4.1 为支持事务机制，KAFKA 引入了两个新的组件：Transaction Coordinator 和 Transaction Log

为支持事务机制，KAFKA 引入了两个新的组件：Transaction Coordinator 和 Transaction Log，如下图所示：

transaction coordinator 是运行在每个 kafka broker 上的一个模块，是 kafka broker 进程承载的新功能之一（不是一个独立的新的进程）；
transaction log 是 kakafa 的一个内部 topic（类似大家熟悉的 __consumer_offsets ，是一个内部 topic）；
transaction log 有多个分区，每个分区都有一个 leader，该 leade对应哪个 kafka broker，则那个 broker上的 transaction coordinator 就负责对这些分区的写操作；
由于 transaction coordinator 是 kafka broker内部的一个模块，而 transaction log 是 kakfa 的一个内部 topic, 所以 KAFKA 可以通过内部的复制协议和选举机制（replication protocol and leader election processes)，来确保 transaction coordinator 的可用性和 transaction state 的持久性；
transaction log topic 内部存储的只是事务的最新状态和其相关元数据信息，kafka producer 生产的原始消息，仍然是只存储在kafka producer指定的 topic 中。事务的状态有：“Ongoing,” “Prepare commit,” 和 “Completed.” 。
实际上，每个 transactional.id 通过 hash 都对应到了 transaction log 的一个分区，也就是说，每个 transactional.id 都有且仅有一个 transaction coordinator 负责。
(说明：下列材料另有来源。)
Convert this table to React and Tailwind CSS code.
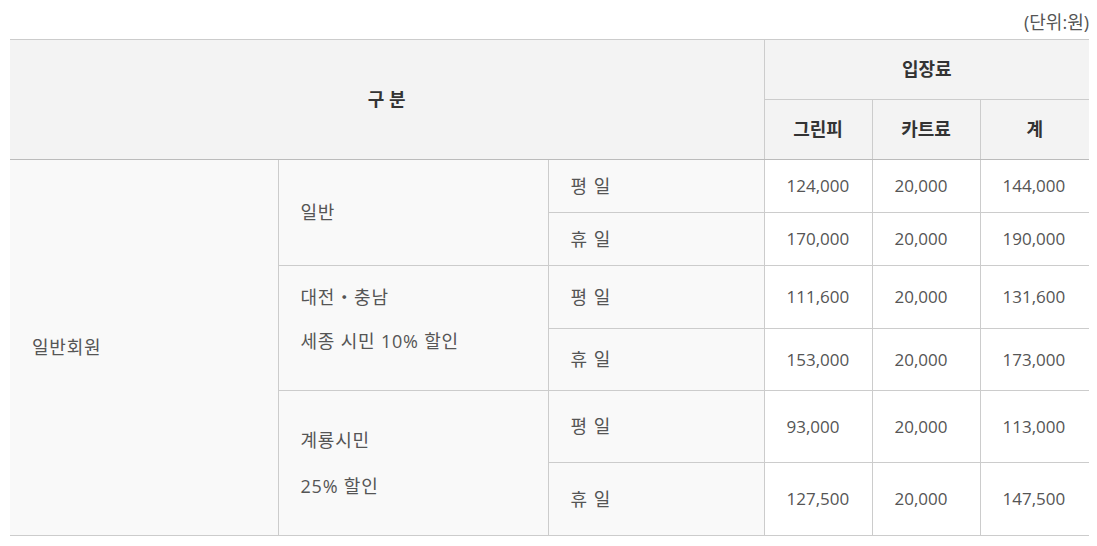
export default function App() {
  const cell = "border border-[#cccccc] pl-[22px] text-left align-middle";
  const ko = " text-[18px] tracking-[0.8px]";
  const th = "border border-[#cccccc] bg-[#f3f3f3] text-center font-bold text-[#333] text-[18px]";
  const rows = [
    { group: ["일반"], days: [["평 일", "124,000", "20,000", "144,000", 53], ["휴 일", "170,000", "20,000", "190,000", 53]] },
    { group: ["대전・충남", "세종 시민 10% 할인"], days: [["평 일", "111,600", "20,000", "131,600", 63], ["휴 일", "153,000", "20,000", "173,000", 62]] },
    { group: ["계룡시민", "25% 할인"], days: [["평 일", "93,000", "20,000", "113,000", 72], ["휴 일", "127,500", "20,000", "147,500", 73]] },
  ];

  return (
    <div className="bg-white w-[1097px] h-[546px] pl-[10px] pr-[8px] text-[17px] text-[#555] font-['Open_Sans','Noto_Sans_CJK_KR',sans-serif]">
      <div className="h-[39px] flex items-center justify-end pt-[6px] text-[18px]">(단위:원)</div>
      <table className="w-[1079px] border-collapse table-fixed">
        <colgroup>
          <col className="w-[268px]" />
          <col className="w-[270px]" />
          <col className="w-[216px]" />
          <col className="w-[108px]" />
          <col className="w-[108px]" />
          <col className="w-[109px]" />
        </colgroup>
        <thead>
          <tr className="h-[60px]">
            <th colSpan={3} rowSpan={2} className={th + " border-l-0 border-b-[#bbbbbb]"}>
              구 분
            </th>
            <th colSpan={3} className={th + " border-r-0"}>
              입장료
            </th>
          </tr>
          <tr className="h-[60px]">
            <th className={th + " border-b-[#bbbbbb]"}>그린피</th>
            <th className={th + " border-b-[#bbbbbb]"}>카트료</th>
            <th className={th + " border-r-0 border-b-[#bbbbbb]"}>계</th>
          </tr>
        </thead>
        <tbody>
          {rows.map((r, gi) =>
            r.days.map((d, di) => (
              <tr key={gi + "-" + di} style={{ height: d[4] }}>
                {gi === 0 && di === 0 && (
                  <td rowSpan={6} className={cell + " bg-[#f9f9f9] border-l-0" + ko}>
                    일반회원
                  </td>
                )}
                {di === 0 && (
                  <td rowSpan={2} className={cell + " bg-[#f9f9f9]" + ko}>
                    {r.group.length === 1 ? (
                      r.group[0]
                    ) : (
                      <div className={gi === 1 ? "flex flex-col gap-[18px] pb-[18px]" : "flex flex-col gap-[20px]"}>
                        {r.group.map((t) => (
                          <span key={t} className="leading-[26px]">{t}</span>
                        ))}
                      </div>
                    )}
                  </td>
                )}
                <td className={cell + " bg-[#f9f9f9] text-[18px] tracking-[1px]"}>{d[0].replace(" ", "\u00a0")}</td>
                <td className={cell}>{d[1]}</td>
                <td className={cell}>{d[2]}</td>
                <td className={cell + " border-r-0"}>{d[3]}</td>
              </tr>
            ))
          )}
        </tbody>
      </table>
    </div>
  );
}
4.2 为支持事务机制，KAFKA 将日志文件格式进行了扩展，添加了控制消息 control batch

为支持事务机制，KAFKA 将底层日志文件的格式进行了扩展：

日志中除了普通的消息，还有一种消息专门用来标志事务的状态，它就是控制消息 control batch；
控制消息跟其他正常的消息一样，都被存储在日志中，但控制消息不会被返回给 consumer 客户端；
控制消息共有两种类型：commit 和 abort，分别用来表征事务已经成功提交或已经被成功终止；
RecordBatch 中 attributes 字段的第5位用来标志当前消息是否处于事务中，1代表消息处于事务中，0则反之；（A record batch is a container for records. ）
RecordBatch 中 attributes 字段的第6位用来标识当前消息是否是控制消息，1代表是控制消息，0则反之；
由于控制消息总是处于事务中，所以控制消息对应的RecordBatch 的 attributes 字段的第5位和第6位都被置为1；

参见源码：

org.apache.kafka.common.record.RecordBatch

org.apache.kafka.common.record.ControlRecordType

4.3 在事务机制下，KAFKA 消息的读写流程

首先看下应用程序代码中 KAFKA transactional api 的调用顺序： transaction api

对应代码中的 KAFKA transactional api，其消息读写流程，示意图如下：

KAFKA 生产者通过 initTransactions API 将 transactional.id 注册到 transactional coordinator：此时，此时 coordinator 会关闭所有有相同 transactional.id 且处于 pending 状态的事务，同时也会递增 epoch 来屏蔽僵尸生产者（zombie producers）. 该操作对每个 producer session 只执行一次.(producer.initTransaction())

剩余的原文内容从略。